> Exercise description:
In the material below, identify each line bearing the word "with". Reproduce those lines.

::: Data shown

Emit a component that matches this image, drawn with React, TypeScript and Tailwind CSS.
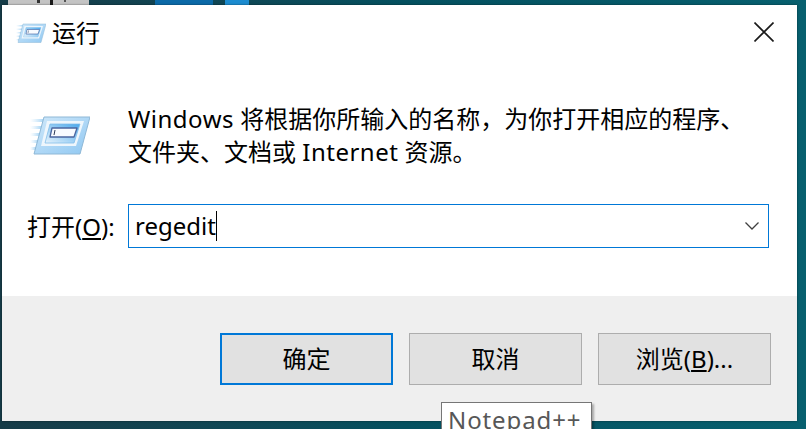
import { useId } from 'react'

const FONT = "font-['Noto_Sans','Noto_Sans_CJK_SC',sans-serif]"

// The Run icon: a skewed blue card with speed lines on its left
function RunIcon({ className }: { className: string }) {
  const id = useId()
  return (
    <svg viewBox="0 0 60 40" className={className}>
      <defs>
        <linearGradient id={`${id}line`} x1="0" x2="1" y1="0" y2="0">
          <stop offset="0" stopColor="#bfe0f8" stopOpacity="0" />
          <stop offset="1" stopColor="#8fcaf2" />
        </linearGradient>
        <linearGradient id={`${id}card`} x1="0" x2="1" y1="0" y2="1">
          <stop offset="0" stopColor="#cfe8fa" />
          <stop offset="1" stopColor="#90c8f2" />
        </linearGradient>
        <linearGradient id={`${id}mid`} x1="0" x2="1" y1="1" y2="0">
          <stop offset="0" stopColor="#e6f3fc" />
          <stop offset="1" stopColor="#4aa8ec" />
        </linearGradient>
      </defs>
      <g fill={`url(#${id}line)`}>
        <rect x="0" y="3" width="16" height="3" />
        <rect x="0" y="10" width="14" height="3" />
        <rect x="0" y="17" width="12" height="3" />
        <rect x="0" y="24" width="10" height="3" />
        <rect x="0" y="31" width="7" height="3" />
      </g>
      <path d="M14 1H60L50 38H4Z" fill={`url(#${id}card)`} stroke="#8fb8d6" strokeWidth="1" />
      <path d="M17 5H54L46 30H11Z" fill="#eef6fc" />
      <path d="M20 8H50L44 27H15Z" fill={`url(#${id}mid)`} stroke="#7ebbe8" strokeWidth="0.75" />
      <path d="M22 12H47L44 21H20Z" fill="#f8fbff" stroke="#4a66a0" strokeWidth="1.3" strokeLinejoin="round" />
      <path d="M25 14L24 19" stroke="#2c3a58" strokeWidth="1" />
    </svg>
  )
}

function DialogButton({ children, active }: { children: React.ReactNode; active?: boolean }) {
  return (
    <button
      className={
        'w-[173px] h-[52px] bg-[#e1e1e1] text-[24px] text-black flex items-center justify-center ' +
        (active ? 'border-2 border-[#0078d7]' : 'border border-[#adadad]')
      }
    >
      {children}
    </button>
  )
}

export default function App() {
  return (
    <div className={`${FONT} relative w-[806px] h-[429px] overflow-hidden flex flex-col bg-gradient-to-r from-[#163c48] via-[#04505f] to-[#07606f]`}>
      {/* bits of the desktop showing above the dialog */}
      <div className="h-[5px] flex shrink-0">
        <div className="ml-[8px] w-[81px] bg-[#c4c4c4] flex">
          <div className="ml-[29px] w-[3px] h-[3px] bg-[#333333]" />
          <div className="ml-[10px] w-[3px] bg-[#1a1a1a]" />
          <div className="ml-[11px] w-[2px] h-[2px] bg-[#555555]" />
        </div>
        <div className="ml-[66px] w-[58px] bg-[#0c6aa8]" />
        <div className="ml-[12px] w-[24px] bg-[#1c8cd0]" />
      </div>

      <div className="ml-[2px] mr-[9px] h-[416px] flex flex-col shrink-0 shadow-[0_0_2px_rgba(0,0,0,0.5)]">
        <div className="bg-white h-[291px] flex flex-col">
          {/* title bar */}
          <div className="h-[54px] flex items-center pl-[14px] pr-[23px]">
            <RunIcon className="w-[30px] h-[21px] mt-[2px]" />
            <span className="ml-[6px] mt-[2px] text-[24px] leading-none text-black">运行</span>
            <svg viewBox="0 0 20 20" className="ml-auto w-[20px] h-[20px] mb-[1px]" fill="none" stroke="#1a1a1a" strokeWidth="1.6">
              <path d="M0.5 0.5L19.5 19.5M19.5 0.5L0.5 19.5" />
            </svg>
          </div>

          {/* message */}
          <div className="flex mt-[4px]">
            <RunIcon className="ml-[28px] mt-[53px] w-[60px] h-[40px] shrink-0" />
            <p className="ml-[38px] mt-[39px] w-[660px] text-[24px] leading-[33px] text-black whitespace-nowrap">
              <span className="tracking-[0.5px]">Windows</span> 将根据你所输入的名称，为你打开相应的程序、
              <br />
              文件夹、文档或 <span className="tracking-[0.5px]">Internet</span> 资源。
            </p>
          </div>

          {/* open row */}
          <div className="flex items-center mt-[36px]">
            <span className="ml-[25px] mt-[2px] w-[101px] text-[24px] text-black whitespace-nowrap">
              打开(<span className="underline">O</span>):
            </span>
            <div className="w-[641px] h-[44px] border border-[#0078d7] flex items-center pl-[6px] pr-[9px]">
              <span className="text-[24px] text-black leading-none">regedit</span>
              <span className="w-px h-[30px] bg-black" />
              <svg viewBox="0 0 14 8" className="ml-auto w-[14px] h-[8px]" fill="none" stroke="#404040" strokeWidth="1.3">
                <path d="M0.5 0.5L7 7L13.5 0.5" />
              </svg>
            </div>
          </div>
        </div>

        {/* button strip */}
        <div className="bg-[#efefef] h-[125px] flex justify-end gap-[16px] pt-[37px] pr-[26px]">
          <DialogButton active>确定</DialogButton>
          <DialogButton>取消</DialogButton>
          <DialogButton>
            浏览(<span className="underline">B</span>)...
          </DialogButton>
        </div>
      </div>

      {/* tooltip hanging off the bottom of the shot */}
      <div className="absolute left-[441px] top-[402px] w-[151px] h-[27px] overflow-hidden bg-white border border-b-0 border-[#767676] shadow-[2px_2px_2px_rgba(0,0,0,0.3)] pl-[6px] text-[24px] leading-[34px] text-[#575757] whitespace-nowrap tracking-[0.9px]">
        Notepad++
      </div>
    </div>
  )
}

::::::

> Task result:
Emit a component that matches this image, drawn with React, TypeScript and Tailwind CSS.
// The Run icon: a skewed blue card with speed lines on its left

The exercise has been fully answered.